WHAT YOU ARE ASKED TO DO. The listing below must be repeated word for word, with its images excluded.

--- start of SUPPLIED DATA ---

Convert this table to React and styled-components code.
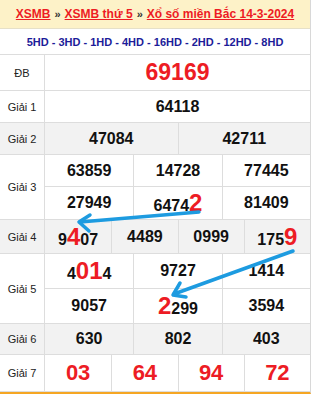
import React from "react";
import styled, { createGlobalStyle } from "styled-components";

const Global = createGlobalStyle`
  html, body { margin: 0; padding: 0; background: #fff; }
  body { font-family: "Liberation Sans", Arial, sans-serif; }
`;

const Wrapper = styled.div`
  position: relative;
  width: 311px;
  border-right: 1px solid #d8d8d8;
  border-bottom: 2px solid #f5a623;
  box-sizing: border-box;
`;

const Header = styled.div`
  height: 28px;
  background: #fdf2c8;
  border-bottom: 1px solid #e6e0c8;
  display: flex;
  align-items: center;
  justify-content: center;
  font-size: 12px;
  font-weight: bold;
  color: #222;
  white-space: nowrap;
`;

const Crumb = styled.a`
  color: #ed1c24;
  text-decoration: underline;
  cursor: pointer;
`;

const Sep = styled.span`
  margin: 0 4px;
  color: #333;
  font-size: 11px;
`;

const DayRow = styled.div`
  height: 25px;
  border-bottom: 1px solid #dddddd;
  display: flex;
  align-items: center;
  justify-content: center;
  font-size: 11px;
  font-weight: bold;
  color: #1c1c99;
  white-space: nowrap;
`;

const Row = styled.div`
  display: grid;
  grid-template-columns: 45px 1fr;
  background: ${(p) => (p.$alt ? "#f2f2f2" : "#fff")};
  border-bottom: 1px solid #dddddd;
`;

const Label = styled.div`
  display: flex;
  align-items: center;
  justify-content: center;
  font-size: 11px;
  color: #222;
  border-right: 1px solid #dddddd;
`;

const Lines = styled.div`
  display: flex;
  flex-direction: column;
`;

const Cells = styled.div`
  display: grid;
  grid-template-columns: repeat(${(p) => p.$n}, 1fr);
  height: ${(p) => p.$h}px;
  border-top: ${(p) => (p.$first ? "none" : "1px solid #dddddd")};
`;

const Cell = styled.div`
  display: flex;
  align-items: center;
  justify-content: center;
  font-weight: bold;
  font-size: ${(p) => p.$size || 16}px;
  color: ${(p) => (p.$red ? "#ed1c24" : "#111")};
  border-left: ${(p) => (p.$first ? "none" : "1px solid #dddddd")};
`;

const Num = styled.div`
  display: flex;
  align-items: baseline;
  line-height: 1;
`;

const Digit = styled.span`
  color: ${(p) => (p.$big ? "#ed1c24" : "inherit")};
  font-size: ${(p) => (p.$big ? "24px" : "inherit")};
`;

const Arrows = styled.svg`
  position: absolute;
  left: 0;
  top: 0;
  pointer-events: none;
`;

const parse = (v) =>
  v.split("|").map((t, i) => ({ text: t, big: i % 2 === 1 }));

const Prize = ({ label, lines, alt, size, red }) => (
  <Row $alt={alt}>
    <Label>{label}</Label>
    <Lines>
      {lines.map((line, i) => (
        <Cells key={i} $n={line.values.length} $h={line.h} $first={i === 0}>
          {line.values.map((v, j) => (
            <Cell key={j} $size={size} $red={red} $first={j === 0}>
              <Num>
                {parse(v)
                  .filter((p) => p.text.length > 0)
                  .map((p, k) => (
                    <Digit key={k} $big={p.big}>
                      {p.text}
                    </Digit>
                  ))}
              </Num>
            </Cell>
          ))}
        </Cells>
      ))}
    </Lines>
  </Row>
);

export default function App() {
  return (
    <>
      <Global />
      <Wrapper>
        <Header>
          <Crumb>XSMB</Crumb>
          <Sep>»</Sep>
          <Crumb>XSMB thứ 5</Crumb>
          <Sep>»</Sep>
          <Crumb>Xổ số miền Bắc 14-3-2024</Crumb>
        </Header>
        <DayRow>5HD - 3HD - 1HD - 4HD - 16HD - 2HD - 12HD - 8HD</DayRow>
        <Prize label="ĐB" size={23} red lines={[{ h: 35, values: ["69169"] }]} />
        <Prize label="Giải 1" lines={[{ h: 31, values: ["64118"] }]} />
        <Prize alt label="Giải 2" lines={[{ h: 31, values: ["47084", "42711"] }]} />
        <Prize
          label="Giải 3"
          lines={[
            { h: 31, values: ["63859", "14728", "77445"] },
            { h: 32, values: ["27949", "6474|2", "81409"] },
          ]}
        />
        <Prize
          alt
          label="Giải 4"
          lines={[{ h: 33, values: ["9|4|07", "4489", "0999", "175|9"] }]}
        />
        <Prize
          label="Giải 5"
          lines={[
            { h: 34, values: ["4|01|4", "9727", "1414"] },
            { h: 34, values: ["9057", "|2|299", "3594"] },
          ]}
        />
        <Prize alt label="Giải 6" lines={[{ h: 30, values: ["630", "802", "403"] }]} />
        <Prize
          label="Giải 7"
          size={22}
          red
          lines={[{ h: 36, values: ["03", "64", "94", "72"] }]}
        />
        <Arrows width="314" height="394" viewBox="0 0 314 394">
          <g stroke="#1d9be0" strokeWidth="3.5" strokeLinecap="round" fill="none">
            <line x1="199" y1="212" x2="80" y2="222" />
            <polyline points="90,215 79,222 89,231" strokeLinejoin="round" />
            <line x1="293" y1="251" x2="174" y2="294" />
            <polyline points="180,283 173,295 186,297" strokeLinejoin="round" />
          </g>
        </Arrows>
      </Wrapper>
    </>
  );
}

--- end of SUPPLIED DATA ---

FINISHED ANSWER.
Convert this table to React and styled-components code.
import React from "react";
import styled, { createGlobalStyle } from "styled-components";

const Global = createGlobalStyle`
  html, body { margin: 0; padding: 0; background: #fff; }
  body { font-family: "Liberation Sans", Arial, sans-serif; }
`;

const Wrapper = styled.div`
  position: relative;
  width: 311px;
  border-right: 1px solid #d8d8d8;
  border-bottom: 2px solid #f5a623;
  box-sizing: border-box;
`;

const Header = styled.div`
  height: 28px;
  background: #fdf2c8;
  border-bottom: 1px solid #e6e0c8;
  display: flex;
  align-items: center;
  justify-content: center;
  font-size: 12px;
  font-weight: bold;
  color: #222;
  white-space: nowrap;
`;

const Crumb = styled.a`
  color: #ed1c24;
  text-decoration: underline;
  cursor: pointer;
`;

const Sep = styled.span`
  margin: 0 4px;
  color: #333;
  font-size: 11px;
`;

const DayRow = styled.div`
  height: 25px;
  border-bottom: 1px solid #dddddd;
  display: flex;
  align-items: center;
  justify-content: center;
  font-size: 11px;
  font-weight: bold;
  color: #1c1c99;
  white-space: nowrap;
`;

const Row = styled.div`
  display: grid;
  grid-template-columns: 45px 1fr;
  background: ${(p) => (p.$alt ? "#f2f2f2" : "#fff")};
  border-bottom: 1px solid #dddddd;
`;

const Label = styled.div`
  display: flex;
  align-items: center;
  justify-content: center;
  font-size: 11px;
  color: #222;
  border-right: 1px solid #dddddd;
`;

const Lines = styled.div`
  display: flex;
  flex-direction: column;
`;

const Cells = styled.div`
  display: grid;
  grid-template-columns: repeat(${(p) => p.$n}, 1fr);
  height: ${(p) => p.$h}px;
  border-top: ${(p) => (p.$first ? "none" : "1px solid #dddddd")};
`;

const Cell = styled.div`
  display: flex;
  align-items: center;
  justify-content: center;
  font-weight: bold;
  font-size: ${(p) => p.$size || 16}px;
  color: ${(p) => (p.$red ? "#ed1c24" : "#111")};
  border-left: ${(p) => (p.$first ? "none" : "1px solid #dddddd")};
`;

const Num = styled.div`
  display: flex;
  align-items: baseline;
  line-height: 1;
`;

const Digit = styled.span`
  color: ${(p) => (p.$big ? "#ed1c24" : "inherit")};
  font-size: ${(p) => (p.$big ? "24px" : "inherit")};
`;

const Arrows = styled.svg`
  position: absolute;
  left: 0;
  top: 0;
  pointer-events: none;
`;

const parse = (v) =>
  v.split("|").map((t, i) => ({ text: t, big: i % 2 === 1 }));

const Prize = ({ label, lines, alt, size, red }) => (
  <Row $alt={alt}>
    <Label>{label}</Label>
    <Lines>
      {lines.map((line, i) => (
        <Cells key={i} $n={line.values.length} $h={line.h} $first={i === 0}>
          {line.values.map((v, j) => (
            <Cell key={j} $size={size} $red={red} $first={j === 0}>
              <Num>
                {parse(v)
                  .filter((p) => p.text.length > 0)
                  .map((p, k) => (
                    <Digit key={k} $big={p.big}>
                      {p.text}
                    </Digit>
                  ))}
              </Num>
            </Cell>
          ))}
        </Cells>
      ))}
    </Lines>
  </Row>
);

export default function App() {
  return (
    <>
      <Global />
      <Wrapper>
        <Header>
          <Crumb>XSMB</Crumb>
          <Sep>»</Sep>
          <Crumb>XSMB thứ 5</Crumb>
          <Sep>»</Sep>
          <Crumb>Xổ số miền Bắc 14-3-2024</Crumb>
        </Header>
        <DayRow>5HD - 3HD - 1HD - 4HD - 16HD - 2HD - 12HD - 8HD</DayRow>
        <Prize label="ĐB" size={23} red lines={[{ h: 35, values: ["69169"] }]} />
        <Prize label="Giải 1" lines={[{ h: 31, values: ["64118"] }]} />
        <Prize alt label="Giải 2" lines={[{ h: 31, values: ["47084", "42711"] }]} />
        <Prize
          label="Giải 3"
          lines={[
            { h: 31, values: ["63859", "14728", "77445"] },
            { h: 32, values: ["27949", "6474|2", "81409"] },
          ]}
        />
        <Prize
          alt
          label="Giải 4"
          lines={[{ h: 33, values: ["9|4|07", "4489", "0999", "175|9"] }]}
        />
        <Prize
          label="Giải 5"
          lines={[
            { h: 34, values: ["4|01|4", "9727", "1414"] },
            { h: 34, values: ["9057", "|2|299", "3594"] },
          ]}
        />
        <Prize alt label="Giải 6" lines={[{ h: 30, values: ["630", "802", "403"] }]} />
        <Prize
          label="Giải 7"
          size={22}
          red
          lines={[{ h: 36, values: ["03", "64", "94", "72"] }]}
        />
        <Arrows width="314" height="394" viewBox="0 0 314 394">
          <g stroke="#1d9be0" strokeWidth="3.5" strokeLinecap="round" fill="none">
            <line x1="199" y1="212" x2="80" y2="222" />
            <polyline points="90,215 79,222 89,231" strokeLinejoin="round" />
            <line x1="293" y1="251" x2="174" y2="294" />
            <polyline points="180,283 173,295 186,297" strokeLinejoin="round" />
          </g>
        </Arrows>
      </Wrapper>
    </>
  );
}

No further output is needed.